С образованием мировой социалистической системы «… патриотизм граждан социалистического общества воплощается в преданности и верности своей Родине, всему содружеству социалистических стран» (Программа КПСС, 1974, с. 120). Идеи и чувства социалистического П. выступают как важный фактор политической и трудовой активности масс в ходе коммунистического строительства. Воспитание советских людей в духе органического сочетания социалистического патриотизма и интернационализма КПСС считает одной из своих важнейших задач.
3. РФ. Большая российская энциклопедия (2004-2017)
Патриотизм (от греч. πατριώτης — соотечественник, πατρίς — родина, отечество), осознанная любовь к родине, своему народу, его традициям. Предпосылки возникновения патриотизма складываются в первобытном обществе и связаны с привязанностью к семье, роду, племени, своей земле, с почитанием родовых божеств и предков.

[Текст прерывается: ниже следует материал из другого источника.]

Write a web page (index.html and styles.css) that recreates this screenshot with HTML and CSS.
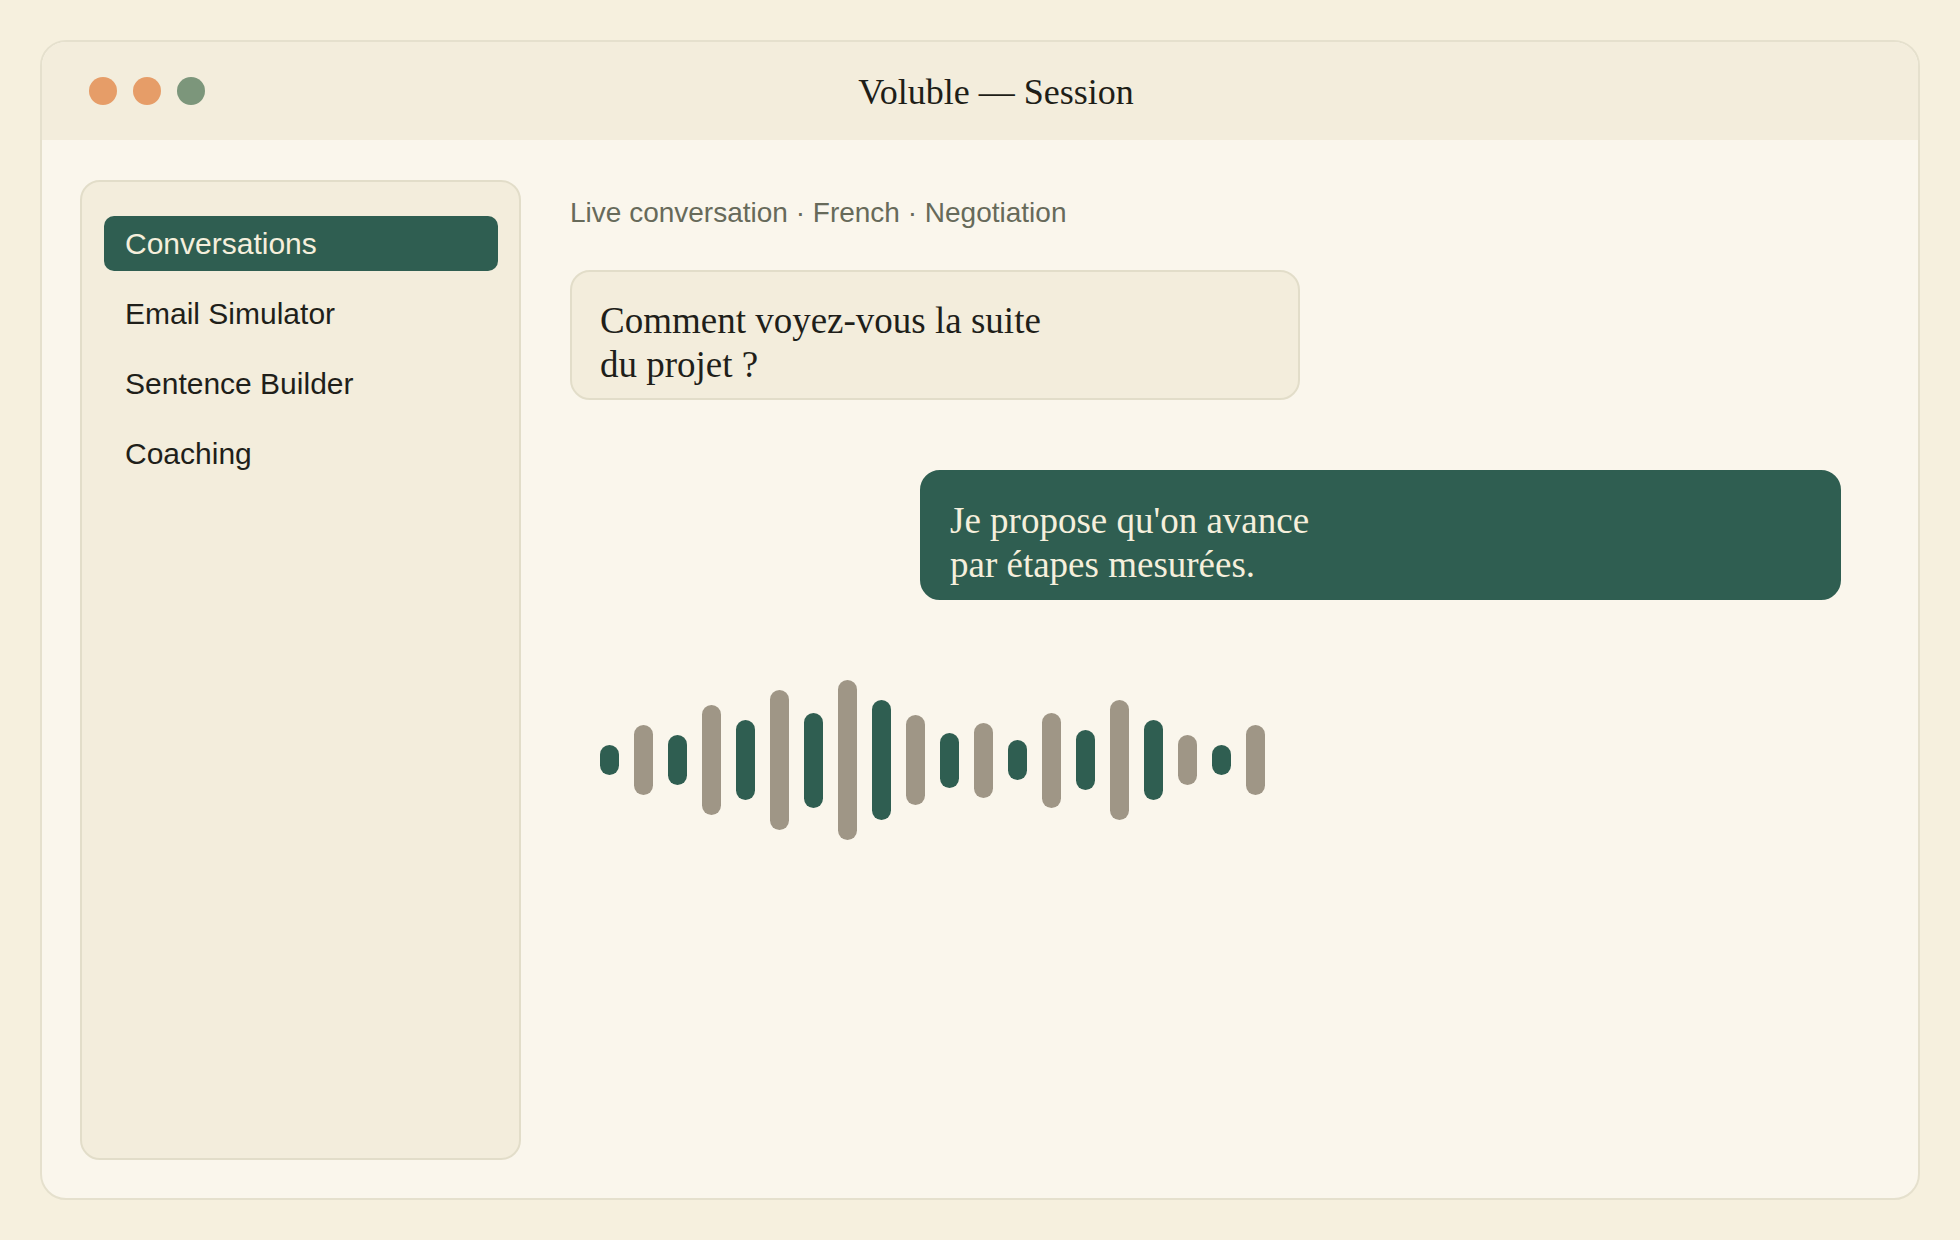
FILE: index.html
```html
<!DOCTYPE html>
<html>
<head>
  <title>Voluble — Session</title>
  <meta name="viewport" content="width=device-width, initial-scale=1.0">
  <link rel="stylesheet" href="styles.css">
</head>
<body>

  <div class="window">
    <div class="titlebar">
      <div class="dots">
        <span class="dot orange"></span>
        <span class="dot orange"></span>
        <span class="dot green"></span>
      </div>
      <div class="title">Voluble — Session</div>
    </div>

    <div class="window-body">
      <nav class="sidebar">
        <a href="#" class="nav-item active">Conversations</a>
        <a href="#" class="nav-item">Email Simulator</a>
        <a href="#" class="nav-item">Sentence Builder</a>
        <a href="#" class="nav-item">Coaching</a>
      </nav>

      <main class="session">
        <div class="subtitle">Live conversation · French · Negotiation</div>

        <div class="bubble incoming">Comment voyez-vous la suite<br>du projet ?</div>
        <div class="bubble outgoing">Je propose qu'on avance<br>par étapes mesurées.</div>

        <div class="waveform" id="waveform"></div>
      </main>
    </div>
  </div>

  <script>
    const heights = [30, 70, 50, 110, 80, 140, 95, 160, 120, 90, 55, 75, 40, 95, 60, 120, 80, 50, 30, 70];
    const wave = document.getElementById('waveform');

    heights.forEach((h, i) => {
      const bar = document.createElement('span');
      bar.className = i % 2 === 0 ? 'bar dark' : 'bar muted';
      bar.style.height = h + 'px';
      wave.appendChild(bar);
    });
  </script>
</body>
</html>
```

FILE: styles.css
```css
* {
  margin: 0;
  padding: 0;
  box-sizing: border-box;
}

html, body {
  height: 100%;
}

body {
  background-color: #f6f0de;
  padding: 40px;
  font-family: "Liberation Sans", Arial, sans-serif;
  color: #1f1f1a;
}

.window {
  height: 100%;
  display: flex;
  flex-direction: column;
  background-color: #faf6ec;
  border: 2px solid #e5e0cd;
  border-radius: 26px;
  overflow: hidden;
}

.titlebar {
  height: 98px;
  display: flex;
  align-items: center;
  padding: 2px 131px 0 47px;
  background-color: #f3eddc;
}

.dots {
  display: flex;
  gap: 16px;
  margin-top: -2px;
}

.dot {
  width: 28px;
  height: 28px;
  border-radius: 50%;
}

.dot.orange {
  background-color: #e69d68;
}

.dot.green {
  background-color: #7c967b;
}

.title {
  flex: 1;
  text-align: center;
  font-family: "Liberation Serif", "Times New Roman", serif;
  font-size: 36px;
  color: #1e1e18;
}

.window-body {
  flex: 1;
  display: flex;
  gap: 49px;
  padding: 40px 77px 38px 38px;
}

.sidebar {
  width: 441px;
  flex-shrink: 0;
  display: flex;
  flex-direction: column;
  gap: 15px;
  padding: 34px 21px 34px 22px;
  background-color: #f3eddc;
  border: 2px solid #e2ddc9;
  border-radius: 20px;
}

.nav-item {
  display: block;
  height: 55px;
  line-height: 55px;
  padding: 0 21px;
  border-radius: 10px;
  font-size: 30px;
  color: #1f1f1a;
  text-decoration: none;
}

.nav-item.active {
  background-color: #2f5e51;
  color: #f5efdc;
}

.session {
  flex: 1;
  display: flex;
  flex-direction: column;
  padding-top: 17px;
}

.subtitle {
  font-size: 28px;
  line-height: 32px;
  color: #676a5a;
  margin-bottom: 41px;
}

.bubble {
  height: 130px;
  padding: 27px 30px 0 28px;
  border: 2px solid;
  border-radius: 20px;
  font-family: "Liberation Serif", "Times New Roman", serif;
  font-size: 37px;
  line-height: 44px;
}

.bubble.incoming {
  width: 730px;
  background-color: #f3eddc;
  border-color: #e2ddc9;
  color: #1f1f1a;
}

.bubble.outgoing {
  width: 921px;
  align-self: flex-end;
  margin-top: 70px;
  background-color: #2f5e51;
  border-color: #2f5e51;
  color: #f5efdc;
}

.waveform {
  height: 160px;
  margin-top: 80px;
  padding-left: 30px;
  display: flex;
  align-items: center;
  gap: 15px;
}

.bar {
  width: 19px;
  border-radius: 10px;
}

.bar.dark {
  background-color: #2f5e51;
}

.bar.muted {
  background-color: #9f9686;
}
```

В Древнем мире эти привязанности становятся осмысленными и обретают идеологическую нагрузку. В Древней Греции изначальный, т. н. полисный патриотизм, тесно связанный с понятием гражданства, постепенно, преимущественно под влиянием греко-персидских войн и столкновения с варварским миром, уступает своё место панэллинскому патриотизму, скреплённому единым языком и единой культурой. В Древнем Риме с расширением государства полисный патриотизм вырос в имперский. Одну из основ конфуцианской этики в Древнем Китае вместе с верностью императору составляла любовь к своей стране. В средние века патриотизм предполагал не столько любовь к своей стране и народу, сколько в первую очередь преданность вере и служение сюзерену. На этой основе и на Западе, и на Востоке сложилась идея универсальной христианской или исламской империи (Византийская империя, Халифат, Священная Римская империя), противостоящая местному патриотизму. В сознании русского народа патриотизм существовал вопреки политической раздробленности и был прочно связан с православием, что особенно проявилось в Смутное время. С установлением в Европе в раннее Новое время абсолютистских режимов патриотическая идея «служения государству» стала тождественной идее «служения монарху».
Сам термин «патриотизм» прочно входит в словарь европейских стран в XVIII в. Хотя доминантой понятия «патриотизм» по-прежнему оставалась идея защиты родной страны, на Западе с конца XVIII в. оно обогащается новым смыслом, рождённым революционными событиями эпохи: патриотами называют участников Войны за независимость в английских колониях в Северной Америке, патриотов движения в республике Соединённых провинций, Великой французской революции, сподвижников С. Боливара в Латинской Америке. В эпоху наполеоновских войн к понятию «патриотизма» в Испании, Португалии, Германии обращаются и консерваторы.
В России с возникновением империи понятие «патриотизма» становится стержнем государственной идеологии. Оно трактуется как высшая нравственная добродетель (Екатерина II, Н. М. Карамзин и др.). После Отечественной войны 1812 патриотизм стал характерной чертой как идеологии «западников» (Т. Н. Грановского, В. Г. Белинского и др.) и «славянофилов» (А. С. Хомякова, И. В. Киреевского и П. В. Киреевского и др.), так и «официальной народности» теории.
В случае острых гражданских конфликтов на первый план выдвигается некий идеальный образ родины, за который сражаются люди противоположных политических взглядов: патриотами считали себя «северяне» и «южане» в Гражданской войне в США 1861-1865, республиканцы и франкисты в Испании середины 1930-х гг. и т. д. Однако основой патриотизма всегда оставалась защита отечества от внешней угрозы. Поэтому понятие «патриотизма» стало особенно востребованным во время 2-й мировой войны.
Патриотизм повсюду в мире стал мощным политическим орудием: вводится почитание национальных символов (флаг, гимн, герб), создаётся система патриотического воспитания. Свойство патриотизма консолидировать нацию активно используется властью для реализации различных политических проектов. В свою очередь оппозиция часто подвергает правительства критике за их мнимый или действительный отход от патриотического курса.
Понятию «патриотизм» противополагают обычно понятие космополитизм, однако соотношение этих понятий остаётся достаточно сложным. При определённом взаимном отталкивании они составляют и некое единство — возможно защищать интересы своего отечества и одновременно стремиться к разрешению глобальных проблем (экология, справедливый международный экономический порядок, борьба с эпидемиями и голодом, поддержка жертв политических преследований и т. д.), опираясь на общечеловеческие ценности.
Если на Западе понятие «патриотизм» широко используется в том же значении, что и понятие «национализм» (впрочем, Шарль де Голль, например, подчёркивал, что он патриот, а не националист), то в России они по традиции оппонируют друг другу, приобретая аксиологические оттенки: патриотизм имеет определённо положительный смысл, тогда как национализм (и особенно его крайняя форма — шовинизм) рассматривается в негативном плане как идеология, противопоставляющая народы и государства. В последнее время широкое распространение среди отечественных обществоведов получила идея «гражданского патриотизма», связанная с концепцией «российской гражданской нации».